REQUIREMENTS —
Identify all lines below that hold "styles" and collect them.

DATA SEGMENT —
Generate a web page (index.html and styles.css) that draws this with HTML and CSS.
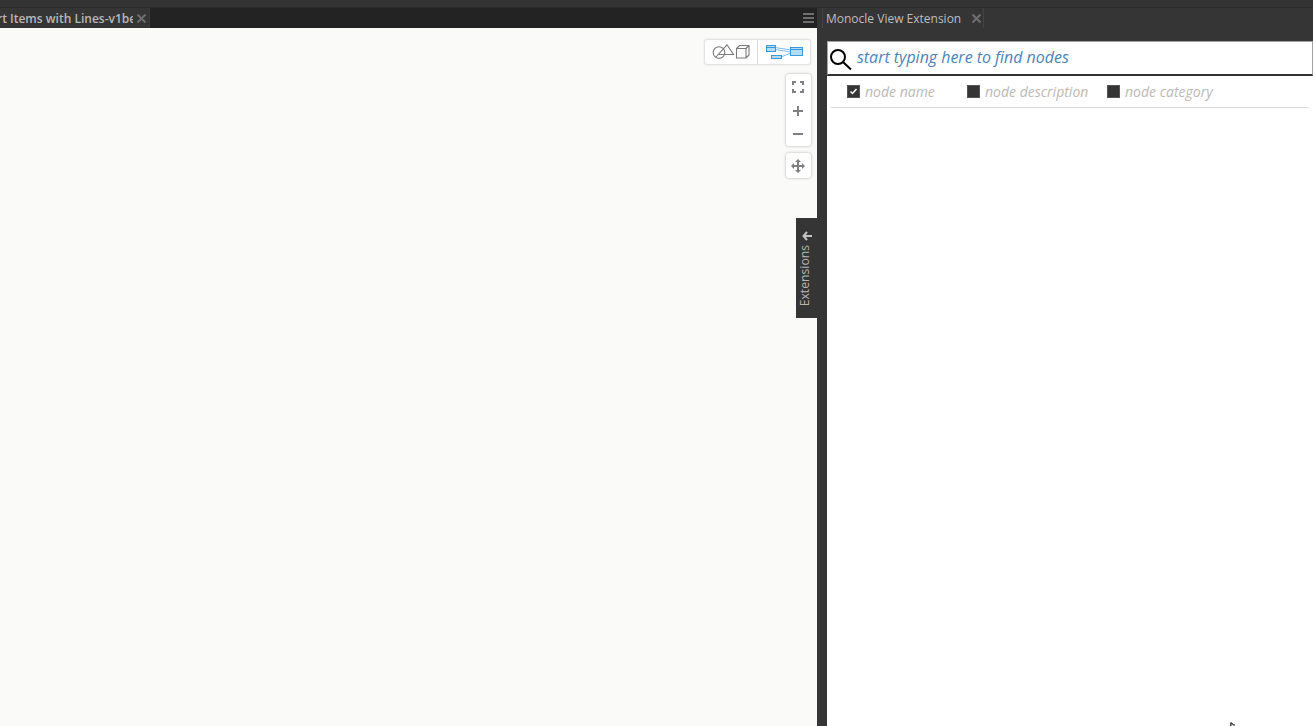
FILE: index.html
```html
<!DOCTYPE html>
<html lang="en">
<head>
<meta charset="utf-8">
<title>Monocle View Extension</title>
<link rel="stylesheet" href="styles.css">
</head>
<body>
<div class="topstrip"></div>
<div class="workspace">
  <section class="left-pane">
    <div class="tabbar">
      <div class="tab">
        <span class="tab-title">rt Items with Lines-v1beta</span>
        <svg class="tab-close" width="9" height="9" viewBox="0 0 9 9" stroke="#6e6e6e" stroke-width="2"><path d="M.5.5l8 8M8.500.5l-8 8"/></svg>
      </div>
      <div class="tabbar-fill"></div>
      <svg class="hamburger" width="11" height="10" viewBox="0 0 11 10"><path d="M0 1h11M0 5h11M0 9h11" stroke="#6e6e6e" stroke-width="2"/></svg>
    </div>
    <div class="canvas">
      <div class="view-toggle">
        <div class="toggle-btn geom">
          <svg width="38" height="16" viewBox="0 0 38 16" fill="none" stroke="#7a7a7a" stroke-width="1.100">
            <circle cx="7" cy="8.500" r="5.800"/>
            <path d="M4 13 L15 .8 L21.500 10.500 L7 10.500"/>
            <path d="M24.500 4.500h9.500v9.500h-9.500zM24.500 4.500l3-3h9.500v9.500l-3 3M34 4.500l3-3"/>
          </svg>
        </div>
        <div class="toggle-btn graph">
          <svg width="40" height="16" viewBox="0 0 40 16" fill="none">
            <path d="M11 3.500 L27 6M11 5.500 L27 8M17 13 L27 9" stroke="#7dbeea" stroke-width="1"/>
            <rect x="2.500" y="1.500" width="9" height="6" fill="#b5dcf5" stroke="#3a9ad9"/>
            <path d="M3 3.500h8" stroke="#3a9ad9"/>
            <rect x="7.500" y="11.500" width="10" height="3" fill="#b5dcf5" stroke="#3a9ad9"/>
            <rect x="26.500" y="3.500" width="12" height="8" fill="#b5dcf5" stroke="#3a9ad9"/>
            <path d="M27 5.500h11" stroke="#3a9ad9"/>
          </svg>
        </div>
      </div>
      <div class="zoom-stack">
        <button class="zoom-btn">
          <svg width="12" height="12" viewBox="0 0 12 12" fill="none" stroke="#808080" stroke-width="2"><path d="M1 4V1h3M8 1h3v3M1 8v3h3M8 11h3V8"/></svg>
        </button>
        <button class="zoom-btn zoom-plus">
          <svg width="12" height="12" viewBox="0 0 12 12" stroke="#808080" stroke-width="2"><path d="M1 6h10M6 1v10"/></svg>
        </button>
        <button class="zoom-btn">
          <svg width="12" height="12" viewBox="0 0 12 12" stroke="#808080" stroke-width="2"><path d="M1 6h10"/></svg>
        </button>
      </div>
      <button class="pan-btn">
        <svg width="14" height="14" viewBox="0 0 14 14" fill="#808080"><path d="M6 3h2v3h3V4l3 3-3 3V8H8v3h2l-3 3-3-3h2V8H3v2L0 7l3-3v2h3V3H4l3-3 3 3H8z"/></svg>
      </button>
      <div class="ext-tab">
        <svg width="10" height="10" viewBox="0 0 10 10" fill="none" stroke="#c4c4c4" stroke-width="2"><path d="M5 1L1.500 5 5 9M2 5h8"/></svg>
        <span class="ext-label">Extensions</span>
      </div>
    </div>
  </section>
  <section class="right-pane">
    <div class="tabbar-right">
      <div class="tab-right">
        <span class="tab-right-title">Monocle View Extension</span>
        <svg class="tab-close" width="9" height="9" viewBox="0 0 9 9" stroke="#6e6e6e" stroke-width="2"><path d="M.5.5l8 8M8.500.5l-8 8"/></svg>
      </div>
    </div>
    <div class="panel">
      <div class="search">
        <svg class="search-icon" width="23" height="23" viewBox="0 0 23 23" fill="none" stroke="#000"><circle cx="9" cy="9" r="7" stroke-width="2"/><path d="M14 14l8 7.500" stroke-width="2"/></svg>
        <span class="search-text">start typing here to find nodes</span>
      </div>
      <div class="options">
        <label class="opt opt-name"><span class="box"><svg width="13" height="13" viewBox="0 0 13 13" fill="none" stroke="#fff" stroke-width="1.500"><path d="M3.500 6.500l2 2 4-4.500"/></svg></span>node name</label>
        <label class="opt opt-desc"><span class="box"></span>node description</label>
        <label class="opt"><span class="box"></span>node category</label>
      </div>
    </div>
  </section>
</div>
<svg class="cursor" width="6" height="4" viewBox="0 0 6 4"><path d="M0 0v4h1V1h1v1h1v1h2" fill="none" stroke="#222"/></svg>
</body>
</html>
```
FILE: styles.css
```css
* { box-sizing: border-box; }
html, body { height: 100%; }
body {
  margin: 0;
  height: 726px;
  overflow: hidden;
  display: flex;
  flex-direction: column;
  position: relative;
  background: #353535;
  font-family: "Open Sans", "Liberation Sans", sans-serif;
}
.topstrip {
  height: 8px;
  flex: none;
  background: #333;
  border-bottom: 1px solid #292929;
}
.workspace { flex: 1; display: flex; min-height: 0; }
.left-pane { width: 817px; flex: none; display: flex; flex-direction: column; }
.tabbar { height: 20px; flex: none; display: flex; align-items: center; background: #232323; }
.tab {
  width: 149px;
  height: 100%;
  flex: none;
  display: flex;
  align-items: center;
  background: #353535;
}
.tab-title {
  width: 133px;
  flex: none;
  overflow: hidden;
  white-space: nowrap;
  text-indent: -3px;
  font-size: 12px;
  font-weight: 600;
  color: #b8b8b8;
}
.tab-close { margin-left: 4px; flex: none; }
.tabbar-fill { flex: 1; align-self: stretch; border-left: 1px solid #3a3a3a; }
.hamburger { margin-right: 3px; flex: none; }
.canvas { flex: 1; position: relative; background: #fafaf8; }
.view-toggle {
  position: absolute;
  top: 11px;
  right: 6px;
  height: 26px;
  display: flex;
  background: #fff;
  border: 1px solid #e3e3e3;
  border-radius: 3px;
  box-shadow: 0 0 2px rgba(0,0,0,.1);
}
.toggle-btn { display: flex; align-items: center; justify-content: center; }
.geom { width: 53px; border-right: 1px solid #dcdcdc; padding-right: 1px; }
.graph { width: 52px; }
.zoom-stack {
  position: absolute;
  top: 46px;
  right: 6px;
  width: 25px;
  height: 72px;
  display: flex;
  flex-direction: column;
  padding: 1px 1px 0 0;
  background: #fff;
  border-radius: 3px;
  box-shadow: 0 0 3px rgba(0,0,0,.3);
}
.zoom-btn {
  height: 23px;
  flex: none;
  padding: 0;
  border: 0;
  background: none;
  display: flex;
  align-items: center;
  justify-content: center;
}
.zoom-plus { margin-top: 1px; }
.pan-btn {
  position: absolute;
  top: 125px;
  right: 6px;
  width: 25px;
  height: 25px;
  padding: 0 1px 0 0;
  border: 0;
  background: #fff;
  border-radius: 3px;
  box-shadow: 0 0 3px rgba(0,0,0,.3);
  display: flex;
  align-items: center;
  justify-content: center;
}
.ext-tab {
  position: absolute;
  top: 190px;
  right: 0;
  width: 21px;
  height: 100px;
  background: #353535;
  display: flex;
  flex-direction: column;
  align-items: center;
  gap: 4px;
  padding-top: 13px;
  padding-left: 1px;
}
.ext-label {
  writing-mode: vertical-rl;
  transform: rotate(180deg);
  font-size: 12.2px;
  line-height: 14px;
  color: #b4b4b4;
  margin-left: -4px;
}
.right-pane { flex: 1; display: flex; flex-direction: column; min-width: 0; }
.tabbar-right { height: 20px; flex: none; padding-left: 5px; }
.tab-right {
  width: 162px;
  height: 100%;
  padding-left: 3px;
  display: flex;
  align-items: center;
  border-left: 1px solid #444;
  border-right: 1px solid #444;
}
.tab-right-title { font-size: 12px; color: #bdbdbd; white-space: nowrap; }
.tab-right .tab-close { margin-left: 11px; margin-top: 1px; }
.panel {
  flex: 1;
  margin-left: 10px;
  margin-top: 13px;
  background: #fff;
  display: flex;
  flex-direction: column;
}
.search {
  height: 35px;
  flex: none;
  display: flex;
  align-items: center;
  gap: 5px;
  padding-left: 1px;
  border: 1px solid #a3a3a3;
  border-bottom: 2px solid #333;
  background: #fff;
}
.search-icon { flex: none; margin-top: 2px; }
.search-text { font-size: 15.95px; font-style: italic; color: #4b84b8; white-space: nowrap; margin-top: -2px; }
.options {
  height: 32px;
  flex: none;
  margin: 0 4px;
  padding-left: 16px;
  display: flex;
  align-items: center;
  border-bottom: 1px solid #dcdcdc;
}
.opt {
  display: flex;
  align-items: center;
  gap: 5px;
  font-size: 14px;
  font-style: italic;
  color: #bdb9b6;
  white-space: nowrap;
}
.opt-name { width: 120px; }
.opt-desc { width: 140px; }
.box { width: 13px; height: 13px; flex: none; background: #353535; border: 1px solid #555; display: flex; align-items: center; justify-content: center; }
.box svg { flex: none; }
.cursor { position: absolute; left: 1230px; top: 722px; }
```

RESPONSE BELOW —
Generate a web page (index.html and styles.css) that draws this with HTML and CSS.
<link rel="stylesheet" href="styles.css">
FILE: styles.css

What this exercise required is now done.